### REQUIRED WORK
Your task is to repeat all of the data exactly while excluding the pictures.

___ DATA BLOCK

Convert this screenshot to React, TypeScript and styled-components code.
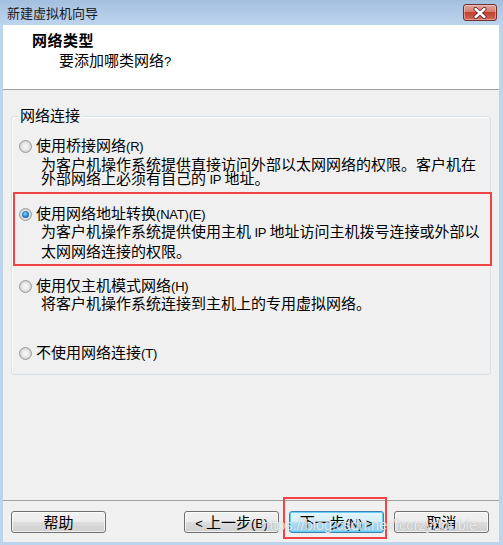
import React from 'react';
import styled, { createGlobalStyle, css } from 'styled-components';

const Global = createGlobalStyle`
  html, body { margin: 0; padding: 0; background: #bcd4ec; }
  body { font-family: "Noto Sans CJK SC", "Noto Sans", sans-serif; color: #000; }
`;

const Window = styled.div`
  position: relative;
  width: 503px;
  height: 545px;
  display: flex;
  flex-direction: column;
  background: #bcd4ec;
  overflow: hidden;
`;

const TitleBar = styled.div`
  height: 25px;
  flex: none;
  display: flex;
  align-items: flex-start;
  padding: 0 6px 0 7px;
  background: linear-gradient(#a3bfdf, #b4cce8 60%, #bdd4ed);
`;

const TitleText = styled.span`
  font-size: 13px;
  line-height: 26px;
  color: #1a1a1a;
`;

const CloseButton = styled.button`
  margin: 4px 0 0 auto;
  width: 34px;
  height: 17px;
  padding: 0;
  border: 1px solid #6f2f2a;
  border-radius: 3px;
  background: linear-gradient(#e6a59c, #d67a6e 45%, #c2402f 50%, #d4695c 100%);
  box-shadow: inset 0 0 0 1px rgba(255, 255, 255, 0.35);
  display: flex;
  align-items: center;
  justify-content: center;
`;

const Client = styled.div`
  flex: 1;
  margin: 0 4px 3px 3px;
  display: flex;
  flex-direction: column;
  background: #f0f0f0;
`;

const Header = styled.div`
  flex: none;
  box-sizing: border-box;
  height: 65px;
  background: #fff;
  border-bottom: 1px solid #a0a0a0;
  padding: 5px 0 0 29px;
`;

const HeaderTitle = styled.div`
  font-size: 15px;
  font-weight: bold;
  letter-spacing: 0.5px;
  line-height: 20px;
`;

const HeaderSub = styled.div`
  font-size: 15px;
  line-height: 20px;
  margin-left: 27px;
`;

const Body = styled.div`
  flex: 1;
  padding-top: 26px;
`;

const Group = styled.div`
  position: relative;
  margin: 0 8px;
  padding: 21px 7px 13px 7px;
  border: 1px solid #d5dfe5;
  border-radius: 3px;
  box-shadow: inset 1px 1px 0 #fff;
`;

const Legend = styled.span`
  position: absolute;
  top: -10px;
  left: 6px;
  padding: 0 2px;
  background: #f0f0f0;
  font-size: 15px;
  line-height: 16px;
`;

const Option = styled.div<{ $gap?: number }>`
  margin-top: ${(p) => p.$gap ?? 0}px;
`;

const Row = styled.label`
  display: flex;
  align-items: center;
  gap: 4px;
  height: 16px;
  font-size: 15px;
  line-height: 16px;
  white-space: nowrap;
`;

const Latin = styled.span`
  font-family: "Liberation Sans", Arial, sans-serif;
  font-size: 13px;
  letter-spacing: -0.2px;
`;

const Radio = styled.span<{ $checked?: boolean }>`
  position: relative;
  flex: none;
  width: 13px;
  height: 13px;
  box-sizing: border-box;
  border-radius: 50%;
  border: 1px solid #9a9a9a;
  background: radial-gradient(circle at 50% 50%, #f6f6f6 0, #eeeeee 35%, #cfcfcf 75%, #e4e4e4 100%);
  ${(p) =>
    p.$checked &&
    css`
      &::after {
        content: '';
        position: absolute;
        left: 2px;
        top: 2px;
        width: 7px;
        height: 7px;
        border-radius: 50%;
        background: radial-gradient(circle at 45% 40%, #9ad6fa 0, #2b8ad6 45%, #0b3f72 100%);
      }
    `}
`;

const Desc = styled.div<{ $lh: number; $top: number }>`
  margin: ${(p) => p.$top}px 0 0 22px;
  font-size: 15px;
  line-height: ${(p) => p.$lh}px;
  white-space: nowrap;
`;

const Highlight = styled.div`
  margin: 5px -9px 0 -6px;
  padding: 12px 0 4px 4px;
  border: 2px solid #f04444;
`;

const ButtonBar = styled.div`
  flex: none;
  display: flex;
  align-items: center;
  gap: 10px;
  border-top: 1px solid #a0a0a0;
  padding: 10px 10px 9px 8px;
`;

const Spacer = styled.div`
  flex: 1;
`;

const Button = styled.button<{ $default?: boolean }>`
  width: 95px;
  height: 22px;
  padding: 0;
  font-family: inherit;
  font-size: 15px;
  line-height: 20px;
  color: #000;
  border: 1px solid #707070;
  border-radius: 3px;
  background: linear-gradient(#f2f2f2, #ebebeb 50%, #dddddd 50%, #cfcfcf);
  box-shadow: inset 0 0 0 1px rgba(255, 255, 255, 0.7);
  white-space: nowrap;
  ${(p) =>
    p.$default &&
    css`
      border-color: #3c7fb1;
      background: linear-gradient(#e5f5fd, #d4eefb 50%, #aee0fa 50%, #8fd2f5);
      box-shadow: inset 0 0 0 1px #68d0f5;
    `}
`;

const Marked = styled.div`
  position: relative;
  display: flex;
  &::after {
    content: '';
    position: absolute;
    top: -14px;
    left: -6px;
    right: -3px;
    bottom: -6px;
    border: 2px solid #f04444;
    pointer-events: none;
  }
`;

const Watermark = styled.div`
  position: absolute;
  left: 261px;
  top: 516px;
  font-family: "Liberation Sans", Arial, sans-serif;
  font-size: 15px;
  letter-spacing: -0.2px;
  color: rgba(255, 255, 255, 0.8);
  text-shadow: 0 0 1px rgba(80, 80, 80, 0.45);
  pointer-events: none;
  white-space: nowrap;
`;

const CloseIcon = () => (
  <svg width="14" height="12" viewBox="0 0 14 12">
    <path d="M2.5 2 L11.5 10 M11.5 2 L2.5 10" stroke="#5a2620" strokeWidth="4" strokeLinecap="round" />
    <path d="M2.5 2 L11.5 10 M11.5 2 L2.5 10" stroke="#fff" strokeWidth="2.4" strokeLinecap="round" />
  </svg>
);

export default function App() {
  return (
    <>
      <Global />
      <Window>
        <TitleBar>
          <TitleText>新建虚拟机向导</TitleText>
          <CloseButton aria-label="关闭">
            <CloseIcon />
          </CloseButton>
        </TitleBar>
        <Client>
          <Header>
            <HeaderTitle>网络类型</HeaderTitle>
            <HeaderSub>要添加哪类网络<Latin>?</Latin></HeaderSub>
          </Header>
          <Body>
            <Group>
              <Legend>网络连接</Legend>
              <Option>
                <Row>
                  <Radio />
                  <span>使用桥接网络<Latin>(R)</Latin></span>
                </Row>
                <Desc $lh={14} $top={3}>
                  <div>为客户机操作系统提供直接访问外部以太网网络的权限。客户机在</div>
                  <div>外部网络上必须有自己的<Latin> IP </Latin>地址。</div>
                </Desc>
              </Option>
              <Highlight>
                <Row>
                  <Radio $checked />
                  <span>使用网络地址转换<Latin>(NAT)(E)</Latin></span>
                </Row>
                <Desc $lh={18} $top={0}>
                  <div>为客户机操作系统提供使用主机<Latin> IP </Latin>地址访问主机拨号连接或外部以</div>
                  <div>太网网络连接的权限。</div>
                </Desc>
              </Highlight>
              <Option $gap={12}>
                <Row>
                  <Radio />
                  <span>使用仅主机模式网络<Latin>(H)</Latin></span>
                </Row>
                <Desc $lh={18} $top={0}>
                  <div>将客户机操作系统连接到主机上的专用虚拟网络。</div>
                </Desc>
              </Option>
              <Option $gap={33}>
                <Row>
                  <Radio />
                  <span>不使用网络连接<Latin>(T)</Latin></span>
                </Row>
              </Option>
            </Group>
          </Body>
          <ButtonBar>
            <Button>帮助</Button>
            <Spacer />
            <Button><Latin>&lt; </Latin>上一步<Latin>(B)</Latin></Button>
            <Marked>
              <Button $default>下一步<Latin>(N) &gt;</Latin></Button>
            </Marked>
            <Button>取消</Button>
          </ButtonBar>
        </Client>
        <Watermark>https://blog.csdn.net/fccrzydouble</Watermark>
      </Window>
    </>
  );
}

______

### EXERCISE RESULT
Convert this screenshot to React, TypeScript and styled-components code.
import React from 'react';
import styled, { createGlobalStyle, css } from 'styled-components';

const Global = createGlobalStyle`
  html, body { margin: 0; padding: 0; background: #bcd4ec; }
  body { font-family: "Noto Sans CJK SC", "Noto Sans", sans-serif; color: #000; }
`;

const Window = styled.div`
  position: relative;
  width: 503px;
  height: 545px;
  display: flex;
  flex-direction: column;
  background: #bcd4ec;
  overflow: hidden;
`;

const TitleBar = styled.div`
  height: 25px;
  flex: none;
  display: flex;
  align-items: flex-start;
  padding: 0 6px 0 7px;
  background: linear-gradient(#a3bfdf, #b4cce8 60%, #bdd4ed);
`;

const TitleText = styled.span`
  font-size: 13px;
  line-height: 26px;
  color: #1a1a1a;
`;

const CloseButton = styled.button`
  margin: 4px 0 0 auto;
  width: 34px;
  height: 17px;
  padding: 0;
  border: 1px solid #6f2f2a;
  border-radius: 3px;
  background: linear-gradient(#e6a59c, #d67a6e 45%, #c2402f 50%, #d4695c 100%);
  box-shadow: inset 0 0 0 1px rgba(255, 255, 255, 0.35);
  display: flex;
  align-items: center;
  justify-content: center;
`;

const Client = styled.div`
  flex: 1;
  margin: 0 4px 3px 3px;
  display: flex;
  flex-direction: column;
  background: #f0f0f0;
`;

const Header = styled.div`
  flex: none;
  box-sizing: border-box;
  height: 65px;
  background: #fff;
  border-bottom: 1px solid #a0a0a0;
  padding: 5px 0 0 29px;
`;

const HeaderTitle = styled.div`
  font-size: 15px;
  font-weight: bold;
  letter-spacing: 0.5px;
  line-height: 20px;
`;

const HeaderSub = styled.div`
  font-size: 15px;
  line-height: 20px;
  margin-left: 27px;
`;

const Body = styled.div`
  flex: 1;
  padding-top: 26px;
`;

const Group = styled.div`
  position: relative;
  margin: 0 8px;
  padding: 21px 7px 13px 7px;
  border: 1px solid #d5dfe5;
  border-radius: 3px;
  box-shadow: inset 1px 1px 0 #fff;
`;

const Legend = styled.span`
  position: absolute;
  top: -10px;
  left: 6px;
  padding: 0 2px;
  background: #f0f0f0;
  font-size: 15px;
  line-height: 16px;
`;

const Option = styled.div<{ $gap?: number }>`
  margin-top: ${(p) => p.$gap ?? 0}px;
`;

const Row = styled.label`
  display: flex;
  align-items: center;
  gap: 4px;
  height: 16px;
  font-size: 15px;
  line-height: 16px;
  white-space: nowrap;
`;

const Latin = styled.span`
  font-family: "Liberation Sans", Arial, sans-serif;
  font-size: 13px;
  letter-spacing: -0.2px;
`;

const Radio = styled.span<{ $checked?: boolean }>`
  position: relative;
  flex: none;
  width: 13px;
  height: 13px;
  box-sizing: border-box;
  border-radius: 50%;
  border: 1px solid #9a9a9a;
  background: radial-gradient(circle at 50% 50%, #f6f6f6 0, #eeeeee 35%, #cfcfcf 75%, #e4e4e4 100%);
  ${(p) =>
    p.$checked &&
    css`
      &::after {
        content: '';
        position: absolute;
        left: 2px;
        top: 2px;
        width: 7px;
        height: 7px;
        border-radius: 50%;
        background: radial-gradient(circle at 45% 40%, #9ad6fa 0, #2b8ad6 45%, #0b3f72 100%);
      }
    `}
`;

const Desc = styled.div<{ $lh: number; $top: number }>`
  margin: ${(p) => p.$top}px 0 0 22px;
  font-size: 15px;
  line-height: ${(p) => p.$lh}px;
  white-space: nowrap;
`;

const Highlight = styled.div`
  margin: 5px -9px 0 -6px;
  padding: 12px 0 4px 4px;
  border: 2px solid #f04444;
`;

const ButtonBar = styled.div`
  flex: none;
  display: flex;
  align-items: center;
  gap: 10px;
  border-top: 1px solid #a0a0a0;
  padding: 10px 10px 9px 8px;
`;

const Spacer = styled.div`
  flex: 1;
`;

const Button = styled.button<{ $default?: boolean }>`
  width: 95px;
  height: 22px;
  padding: 0;
  font-family: inherit;
  font-size: 15px;
  line-height: 20px;
  color: #000;
  border: 1px solid #707070;
  border-radius: 3px;
  background: linear-gradient(#f2f2f2, #ebebeb 50%, #dddddd 50%, #cfcfcf);
  box-shadow: inset 0 0 0 1px rgba(255, 255, 255, 0.7);
  white-space: nowrap;
  ${(p) =>
    p.$default &&
    css`
      border-color: #3c7fb1;
      background: linear-gradient(#e5f5fd, #d4eefb 50%, #aee0fa 50%, #8fd2f5);
      box-shadow: inset 0 0 0 1px #68d0f5;
    `}
`;

const Marked = styled.div`
  position: relative;
  display: flex;
  &::after {
    content: '';
    position: absolute;
    top: -14px;
    left: -6px;
    right: -3px;
    bottom: -6px;
    border: 2px solid #f04444;
    pointer-events: none;
  }
`;

const Watermark = styled.div`
  position: absolute;
  left: 261px;
  top: 516px;
  font-family: "Liberation Sans", Arial, sans-serif;
  font-size: 15px;
  letter-spacing: -0.2px;
  color: rgba(255, 255, 255, 0.8);
  text-shadow: 0 0 1px rgba(80, 80, 80, 0.45);
  pointer-events: none;
  white-space: nowrap;
`;

const CloseIcon = () => (
  <svg width="14" height="12" viewBox="0 0 14 12">
    <path d="M2.5 2 L11.5 10 M11.5 2 L2.5 10" stroke="#5a2620" strokeWidth="4" strokeLinecap="round" />
    <path d="M2.5 2 L11.5 10 M11.5 2 L2.5 10" stroke="#fff" strokeWidth="2.4" strokeLinecap="round" />
  </svg>
);

export default function App() {
  return (
    <>
      <Global />
      <Window>
        <TitleBar>
          <TitleText>新建虚拟机向导</TitleText>
          <CloseButton aria-label="关闭">
            <CloseIcon />
          </CloseButton>
        </TitleBar>
        <Client>
          <Header>
            <HeaderTitle>网络类型</HeaderTitle>
            <HeaderSub>要添加哪类网络<Latin>?</Latin></HeaderSub>
          </Header>
          <Body>
            <Group>
              <Legend>网络连接</Legend>
              <Option>
                <Row>
                  <Radio />
                  <span>使用桥接网络<Latin>(R)</Latin></span>
                </Row>
                <Desc $lh={14} $top={3}>
                  <div>为客户机操作系统提供直接访问外部以太网网络的权限。客户机在</div>
                  <div>外部网络上必须有自己的<Latin> IP </Latin>地址。</div>
                </Desc>
              </Option>
              <Highlight>
                <Row>
                  <Radio $checked />
                  <span>使用网络地址转换<Latin>(NAT)(E)</Latin></span>
                </Row>
                <Desc $lh={18} $top={0}>
                  <div>为客户机操作系统提供使用主机<Latin> IP </Latin>地址访问主机拨号连接或外部以</div>
                  <div>太网网络连接的权限。</div>
                </Desc>
              </Highlight>
              <Option $gap={12}>
                <Row>
                  <Radio />
                  <span>使用仅主机模式网络<Latin>(H)</Latin></span>
                </Row>
                <Desc $lh={18} $top={0}>
                  <div>将客户机操作系统连接到主机上的专用虚拟网络。</div>
                </Desc>
              </Option>
              <Option $gap={33}>
                <Row>
                  <Radio />
                  <span>不使用网络连接<Latin>(T)</Latin></span>
                </Row>
              </Option>
            </Group>
          </Body>
          <ButtonBar>
            <Button>帮助</Button>
            <Spacer />
            <Button><Latin>&lt; </Latin>上一步<Latin>(B)</Latin></Button>
            <Marked>
              <Button $default>下一步<Latin>(N) &gt;</Latin></Button>
            </Marked>
            <Button>取消</Button>
          </ButtonBar>
        </Client>
        <Watermark>https://blog.csdn.net/fccrzydouble</Watermark>
      </Window>
    </>
  );
}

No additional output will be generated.